I don't care if you think it's possible or impossible to follow his advice. Do. Not. Care. (But let's leave the hyperbolic comparisons to scams and pyramid schemes in private where they belong, okies? Thank you.)
Dean's specific pace suggestions might not work for you. Fine. But don't throw the baby out with the bathwater. He touches on something that's important for everyone, whether you're a writer, a student, or just happen to write e-mails as part of your job:
Know your average writing speed.
- average writing speed
- the average number of final words you can produce in an hour, including the time for researching, drafting, editing, revision, etc.
Why is it important to know this? So you can set goals that are realistic for you.
Let's back up a moment to what made me think about this: I'm a freelancer, as you might remember me mentioning before. Well, how do freelance writers set their rates?
Freelance writers set their rates based on how long a project will take them.
I long ago discovered that I can easily produce a basic 300-word informational article in an hour—meaning I research, write, and edit in that hour. Therefore, if I find myself on track to spend more than an hour trying to produce 300 words, I immediately know something's wrong.
That "something wrong" could range from me being hungry to the client nagging me every five minutes. (There's a reason I refuse to take clients who demand the right to contact me at all hours: They ignore the detail that they don't own my schedule. People who contact a freelance editor and expect them to be able to begin work immediately have the same problem, but that's another topic.)
It's come to my attention recently that, though I know how long it takes me to produce client work (where I'm told what to write), I don't know how long it takes me to write my own fiction, like short stories, novelettes, novels.
That means, as a businesswoman, I don't know how long it takes me to produce my products (my original stories). Can we spell "dumb"?
But this also applies to college students. Why? You need that number for time management.
How would I know what course load I could handle if I didn't have any idea how long homework would take me? I didn't. So whenever I started a semester, I'd look at the syllabus, pay attention to how long homework took me, and use those estimates to plan out my schedule.)

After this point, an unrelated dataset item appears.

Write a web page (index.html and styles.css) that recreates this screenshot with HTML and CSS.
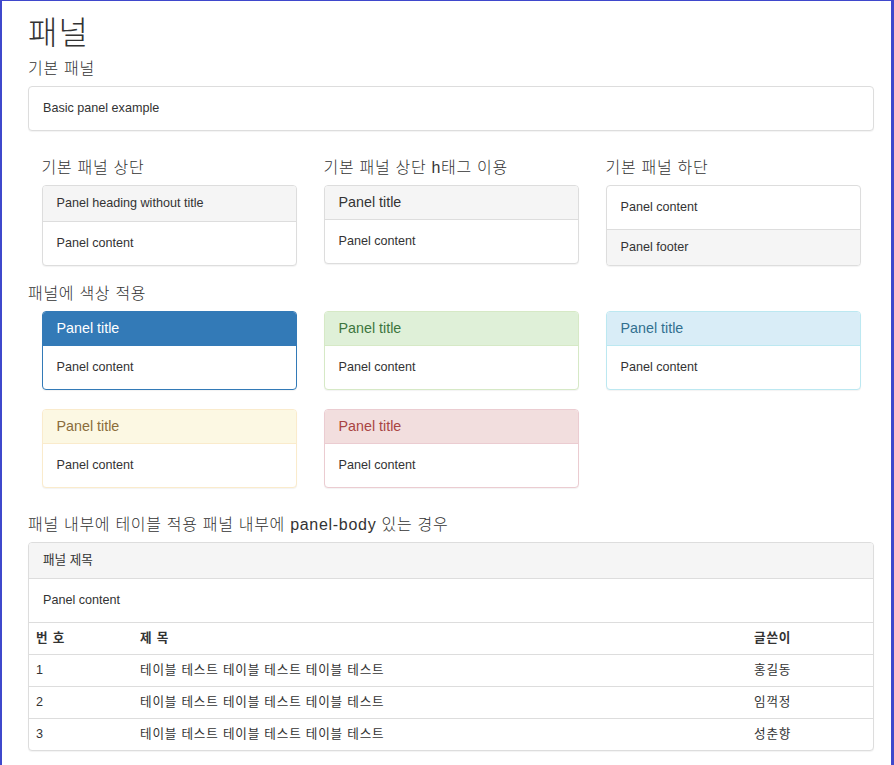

One key factor that'll help you—whether you're an author, writer, freelancer, student, whatever—is to figure out your average writing speed. That rate includes all researching, copyediting, proofreading, prep time—even rewriting, if you're into that.
(Note: Researching ≠ writing ≠ rewriting ≠ content editing ≠ line/copy editing ≠ proofreading—all are different skills.)
But you'll also want to know your average drafting speed (getting the words on the page), average editing speed, etc.
To figure out these averages, you'll need a chart or spreadsheet that keeps track of the following 5 things for each sitting:
- start time
- end time
- task (research, write, edit, prep work, cover design, querying, etc.—and make sure to keep names consistent. Don't call the same editing pass "line editing" on one day and "copyediting" on another.)
- total words in story at end or number of words written in that sitting
When your task changes, make a new entry in your chart.
From those numbers, you can figure out the following data:
- total time spent on each sitting: (start time, subtracted from end time)
- total time spent on the entire story: (all times, added together)
- total time spent on each task: (all the times for a specific task, added together)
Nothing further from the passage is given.